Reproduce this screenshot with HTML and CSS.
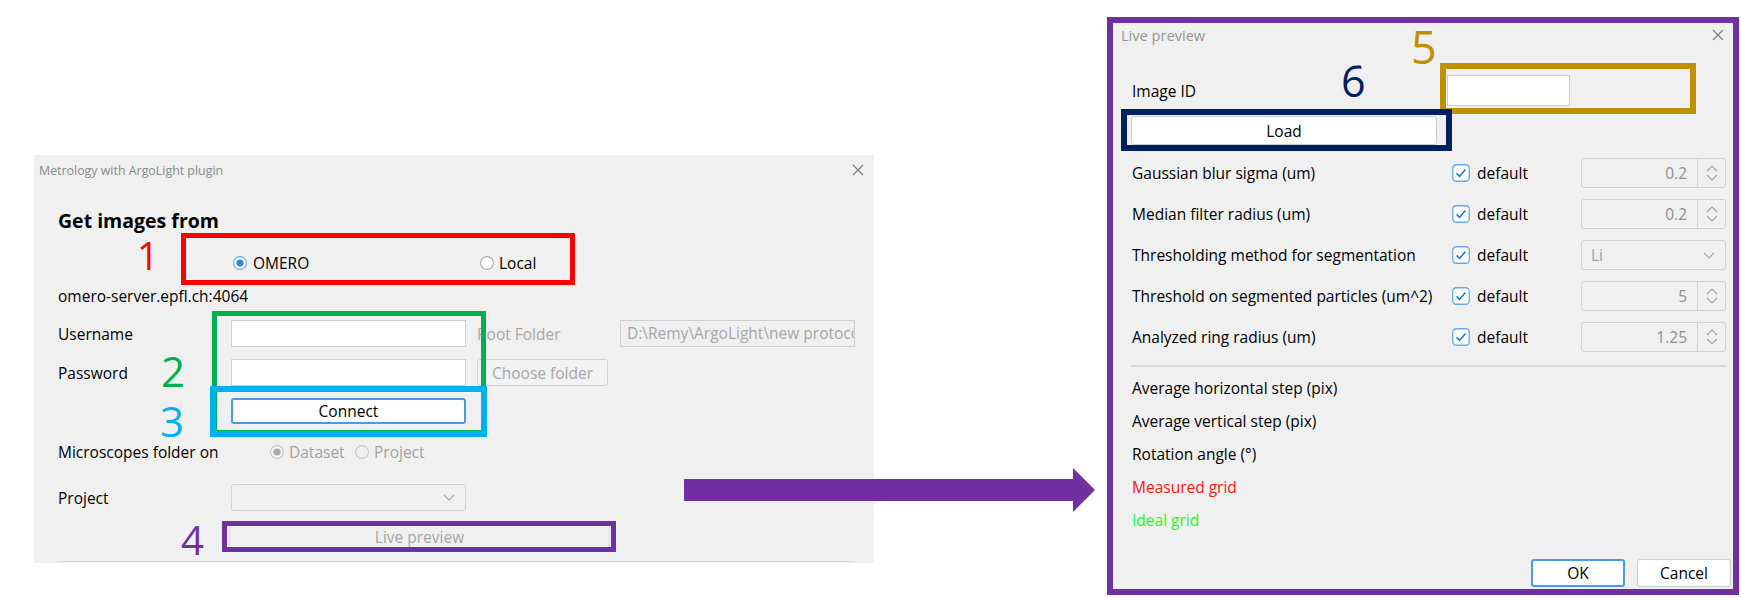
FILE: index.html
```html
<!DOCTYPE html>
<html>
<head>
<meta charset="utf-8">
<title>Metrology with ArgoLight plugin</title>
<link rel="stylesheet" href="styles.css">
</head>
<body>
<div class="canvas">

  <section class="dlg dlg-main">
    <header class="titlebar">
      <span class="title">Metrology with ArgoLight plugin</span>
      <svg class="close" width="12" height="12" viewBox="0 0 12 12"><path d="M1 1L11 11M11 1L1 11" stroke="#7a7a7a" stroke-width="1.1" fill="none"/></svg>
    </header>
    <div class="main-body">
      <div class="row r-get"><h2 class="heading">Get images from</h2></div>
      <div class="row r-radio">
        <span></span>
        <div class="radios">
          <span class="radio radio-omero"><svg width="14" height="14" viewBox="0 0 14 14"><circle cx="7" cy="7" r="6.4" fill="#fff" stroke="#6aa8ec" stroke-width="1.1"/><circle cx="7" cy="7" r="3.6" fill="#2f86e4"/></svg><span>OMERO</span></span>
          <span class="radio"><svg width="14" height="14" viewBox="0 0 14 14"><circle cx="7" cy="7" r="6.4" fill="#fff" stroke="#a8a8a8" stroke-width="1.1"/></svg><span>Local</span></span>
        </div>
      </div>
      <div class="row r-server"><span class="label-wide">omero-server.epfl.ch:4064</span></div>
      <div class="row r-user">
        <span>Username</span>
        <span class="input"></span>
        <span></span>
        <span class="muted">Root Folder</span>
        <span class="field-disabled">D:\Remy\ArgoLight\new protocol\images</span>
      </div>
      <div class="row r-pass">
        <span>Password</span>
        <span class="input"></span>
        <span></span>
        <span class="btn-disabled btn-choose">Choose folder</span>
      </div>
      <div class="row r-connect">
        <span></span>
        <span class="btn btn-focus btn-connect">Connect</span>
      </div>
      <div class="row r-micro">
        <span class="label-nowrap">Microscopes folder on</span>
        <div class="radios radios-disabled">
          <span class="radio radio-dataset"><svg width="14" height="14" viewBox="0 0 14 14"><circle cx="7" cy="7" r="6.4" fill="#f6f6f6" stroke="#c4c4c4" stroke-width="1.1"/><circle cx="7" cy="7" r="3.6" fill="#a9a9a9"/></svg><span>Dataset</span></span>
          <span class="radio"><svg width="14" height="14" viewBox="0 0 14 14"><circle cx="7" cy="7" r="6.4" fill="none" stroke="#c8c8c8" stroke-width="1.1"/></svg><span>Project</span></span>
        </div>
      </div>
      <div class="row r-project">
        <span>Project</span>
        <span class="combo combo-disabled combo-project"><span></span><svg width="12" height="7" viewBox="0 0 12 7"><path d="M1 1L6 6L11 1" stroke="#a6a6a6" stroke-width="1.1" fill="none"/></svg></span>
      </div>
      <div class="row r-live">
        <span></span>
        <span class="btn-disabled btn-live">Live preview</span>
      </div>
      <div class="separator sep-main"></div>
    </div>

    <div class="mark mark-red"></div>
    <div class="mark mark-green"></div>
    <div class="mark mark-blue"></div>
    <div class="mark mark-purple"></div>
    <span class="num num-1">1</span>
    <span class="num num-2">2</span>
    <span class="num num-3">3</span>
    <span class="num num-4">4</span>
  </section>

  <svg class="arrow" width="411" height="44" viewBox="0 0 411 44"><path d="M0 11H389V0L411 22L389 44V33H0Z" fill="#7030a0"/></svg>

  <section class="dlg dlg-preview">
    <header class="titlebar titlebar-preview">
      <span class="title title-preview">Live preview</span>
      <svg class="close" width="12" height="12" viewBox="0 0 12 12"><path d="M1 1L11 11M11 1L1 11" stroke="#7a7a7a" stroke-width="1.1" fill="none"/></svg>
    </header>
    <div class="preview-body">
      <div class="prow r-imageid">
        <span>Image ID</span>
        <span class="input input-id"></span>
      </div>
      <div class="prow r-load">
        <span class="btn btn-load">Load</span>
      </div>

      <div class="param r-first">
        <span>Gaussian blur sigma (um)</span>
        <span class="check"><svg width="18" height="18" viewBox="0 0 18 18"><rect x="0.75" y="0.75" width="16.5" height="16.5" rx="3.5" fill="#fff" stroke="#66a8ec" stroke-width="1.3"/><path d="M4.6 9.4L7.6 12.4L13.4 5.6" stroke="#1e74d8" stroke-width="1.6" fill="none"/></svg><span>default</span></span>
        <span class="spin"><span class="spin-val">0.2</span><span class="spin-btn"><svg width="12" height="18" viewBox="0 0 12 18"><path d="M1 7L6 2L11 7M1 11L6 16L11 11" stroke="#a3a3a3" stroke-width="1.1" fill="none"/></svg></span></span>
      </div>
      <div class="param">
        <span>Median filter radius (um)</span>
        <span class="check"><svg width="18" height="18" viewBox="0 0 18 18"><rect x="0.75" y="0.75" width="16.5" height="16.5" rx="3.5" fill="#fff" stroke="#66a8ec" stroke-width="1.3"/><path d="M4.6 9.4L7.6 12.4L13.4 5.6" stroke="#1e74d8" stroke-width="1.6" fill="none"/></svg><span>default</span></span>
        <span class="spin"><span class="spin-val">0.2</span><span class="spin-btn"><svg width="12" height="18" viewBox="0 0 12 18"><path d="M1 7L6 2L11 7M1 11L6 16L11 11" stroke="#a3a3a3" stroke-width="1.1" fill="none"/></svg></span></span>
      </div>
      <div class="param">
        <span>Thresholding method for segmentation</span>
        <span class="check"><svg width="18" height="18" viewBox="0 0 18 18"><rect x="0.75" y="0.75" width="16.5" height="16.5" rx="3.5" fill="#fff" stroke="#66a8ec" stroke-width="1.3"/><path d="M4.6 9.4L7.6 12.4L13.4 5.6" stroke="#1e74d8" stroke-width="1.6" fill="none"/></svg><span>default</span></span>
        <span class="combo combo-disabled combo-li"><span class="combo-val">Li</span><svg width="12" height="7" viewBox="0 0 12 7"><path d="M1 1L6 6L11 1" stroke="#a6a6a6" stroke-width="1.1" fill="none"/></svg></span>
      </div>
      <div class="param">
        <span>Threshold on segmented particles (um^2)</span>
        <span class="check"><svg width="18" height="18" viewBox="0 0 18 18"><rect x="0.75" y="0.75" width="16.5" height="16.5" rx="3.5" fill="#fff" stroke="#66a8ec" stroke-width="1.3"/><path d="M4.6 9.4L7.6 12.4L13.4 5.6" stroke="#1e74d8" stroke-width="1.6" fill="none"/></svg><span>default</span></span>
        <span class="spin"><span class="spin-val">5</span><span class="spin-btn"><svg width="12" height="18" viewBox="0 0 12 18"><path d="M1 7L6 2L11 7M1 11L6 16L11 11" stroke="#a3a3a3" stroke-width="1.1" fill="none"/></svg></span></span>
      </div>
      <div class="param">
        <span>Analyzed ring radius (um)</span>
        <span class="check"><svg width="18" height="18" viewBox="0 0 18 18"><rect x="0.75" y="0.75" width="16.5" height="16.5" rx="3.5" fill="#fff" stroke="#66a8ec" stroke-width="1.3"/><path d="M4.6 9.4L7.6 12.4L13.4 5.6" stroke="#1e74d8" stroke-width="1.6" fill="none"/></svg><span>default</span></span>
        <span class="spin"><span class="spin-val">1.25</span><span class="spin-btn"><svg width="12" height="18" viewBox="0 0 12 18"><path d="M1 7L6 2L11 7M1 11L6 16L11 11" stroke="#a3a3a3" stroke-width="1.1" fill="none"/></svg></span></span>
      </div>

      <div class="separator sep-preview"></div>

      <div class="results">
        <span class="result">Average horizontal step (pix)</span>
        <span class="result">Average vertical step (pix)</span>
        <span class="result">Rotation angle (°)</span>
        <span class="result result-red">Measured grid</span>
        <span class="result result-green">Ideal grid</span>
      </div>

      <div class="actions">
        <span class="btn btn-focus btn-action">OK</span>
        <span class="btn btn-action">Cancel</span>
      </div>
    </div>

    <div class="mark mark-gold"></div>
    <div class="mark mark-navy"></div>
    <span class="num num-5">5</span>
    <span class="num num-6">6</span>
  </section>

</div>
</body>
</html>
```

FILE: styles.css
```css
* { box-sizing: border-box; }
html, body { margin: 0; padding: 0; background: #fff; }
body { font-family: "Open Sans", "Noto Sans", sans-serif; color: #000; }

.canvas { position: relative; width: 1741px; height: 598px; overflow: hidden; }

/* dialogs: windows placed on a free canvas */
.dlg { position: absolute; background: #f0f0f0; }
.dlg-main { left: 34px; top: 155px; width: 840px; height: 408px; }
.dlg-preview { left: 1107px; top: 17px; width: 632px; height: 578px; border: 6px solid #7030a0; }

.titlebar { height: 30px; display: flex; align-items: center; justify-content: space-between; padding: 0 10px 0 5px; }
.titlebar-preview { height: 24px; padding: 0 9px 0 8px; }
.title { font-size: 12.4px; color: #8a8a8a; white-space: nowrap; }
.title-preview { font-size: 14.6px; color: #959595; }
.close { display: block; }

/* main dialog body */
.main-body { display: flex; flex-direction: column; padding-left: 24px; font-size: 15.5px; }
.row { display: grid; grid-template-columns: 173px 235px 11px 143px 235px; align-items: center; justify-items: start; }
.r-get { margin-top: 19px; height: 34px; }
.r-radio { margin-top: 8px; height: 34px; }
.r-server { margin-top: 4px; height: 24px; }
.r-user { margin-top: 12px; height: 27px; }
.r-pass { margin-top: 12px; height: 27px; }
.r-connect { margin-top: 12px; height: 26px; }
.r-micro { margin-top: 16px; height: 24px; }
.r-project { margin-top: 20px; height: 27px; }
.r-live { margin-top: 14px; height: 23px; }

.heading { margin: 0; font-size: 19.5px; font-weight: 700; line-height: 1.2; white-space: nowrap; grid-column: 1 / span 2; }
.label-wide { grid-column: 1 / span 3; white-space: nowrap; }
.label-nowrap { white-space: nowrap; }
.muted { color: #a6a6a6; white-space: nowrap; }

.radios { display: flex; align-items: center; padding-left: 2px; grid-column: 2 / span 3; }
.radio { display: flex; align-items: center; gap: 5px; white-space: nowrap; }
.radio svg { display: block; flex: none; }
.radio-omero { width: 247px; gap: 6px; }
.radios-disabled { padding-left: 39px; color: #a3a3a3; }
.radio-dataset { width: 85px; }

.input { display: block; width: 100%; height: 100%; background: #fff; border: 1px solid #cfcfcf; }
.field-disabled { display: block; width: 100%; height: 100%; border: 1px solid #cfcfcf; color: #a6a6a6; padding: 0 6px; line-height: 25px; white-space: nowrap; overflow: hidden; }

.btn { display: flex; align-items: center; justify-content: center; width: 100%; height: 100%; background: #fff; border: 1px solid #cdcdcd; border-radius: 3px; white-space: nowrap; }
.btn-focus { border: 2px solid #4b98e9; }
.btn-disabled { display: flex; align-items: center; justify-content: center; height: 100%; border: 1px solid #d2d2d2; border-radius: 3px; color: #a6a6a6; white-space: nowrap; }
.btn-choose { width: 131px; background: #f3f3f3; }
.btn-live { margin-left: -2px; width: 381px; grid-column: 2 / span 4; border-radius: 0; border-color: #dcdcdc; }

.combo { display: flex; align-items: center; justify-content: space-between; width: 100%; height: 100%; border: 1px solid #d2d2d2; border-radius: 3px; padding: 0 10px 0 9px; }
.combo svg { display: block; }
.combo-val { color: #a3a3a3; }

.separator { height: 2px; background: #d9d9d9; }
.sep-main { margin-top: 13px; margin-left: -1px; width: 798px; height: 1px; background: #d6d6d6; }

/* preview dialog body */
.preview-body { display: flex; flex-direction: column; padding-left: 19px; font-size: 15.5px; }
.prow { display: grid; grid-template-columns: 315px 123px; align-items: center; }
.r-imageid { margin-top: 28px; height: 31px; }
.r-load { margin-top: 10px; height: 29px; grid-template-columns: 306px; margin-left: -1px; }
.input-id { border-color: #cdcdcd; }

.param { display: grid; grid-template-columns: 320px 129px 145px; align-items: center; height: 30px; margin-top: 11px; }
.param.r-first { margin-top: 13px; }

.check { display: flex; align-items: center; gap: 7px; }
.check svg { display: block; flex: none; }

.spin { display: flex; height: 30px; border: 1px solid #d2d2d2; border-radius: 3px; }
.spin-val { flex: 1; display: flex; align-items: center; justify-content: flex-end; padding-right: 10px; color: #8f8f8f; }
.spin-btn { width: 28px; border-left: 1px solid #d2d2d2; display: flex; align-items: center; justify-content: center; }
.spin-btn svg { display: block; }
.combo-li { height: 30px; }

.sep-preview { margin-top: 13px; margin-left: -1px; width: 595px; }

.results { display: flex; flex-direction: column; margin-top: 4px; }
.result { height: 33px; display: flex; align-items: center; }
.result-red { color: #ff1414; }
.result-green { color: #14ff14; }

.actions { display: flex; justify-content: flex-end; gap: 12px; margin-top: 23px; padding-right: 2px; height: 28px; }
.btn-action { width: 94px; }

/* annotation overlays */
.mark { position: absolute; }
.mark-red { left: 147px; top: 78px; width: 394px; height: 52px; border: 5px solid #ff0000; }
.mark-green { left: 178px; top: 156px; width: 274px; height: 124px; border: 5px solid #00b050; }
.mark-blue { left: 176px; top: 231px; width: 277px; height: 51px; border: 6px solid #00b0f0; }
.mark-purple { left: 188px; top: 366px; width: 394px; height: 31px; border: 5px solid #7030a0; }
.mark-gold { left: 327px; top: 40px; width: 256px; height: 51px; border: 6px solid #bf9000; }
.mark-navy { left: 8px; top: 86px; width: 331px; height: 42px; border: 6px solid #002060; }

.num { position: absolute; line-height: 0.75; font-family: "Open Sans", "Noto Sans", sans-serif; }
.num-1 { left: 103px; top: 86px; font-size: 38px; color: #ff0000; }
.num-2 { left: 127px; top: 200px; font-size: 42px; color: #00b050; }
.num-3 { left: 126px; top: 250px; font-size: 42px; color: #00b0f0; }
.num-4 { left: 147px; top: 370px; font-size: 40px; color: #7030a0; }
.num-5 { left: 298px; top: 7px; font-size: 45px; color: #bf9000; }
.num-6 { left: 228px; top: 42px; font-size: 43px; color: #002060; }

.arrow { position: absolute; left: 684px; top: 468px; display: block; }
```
----------------
**What to do**
Look through the material above and pick out each line holding the word "with".

**The solution**
Reproduce this screenshot with HTML and CSS.
<title>Metrology with ArgoLight plugin</title>
      <span class="title">Metrology with ArgoLight plugin</span>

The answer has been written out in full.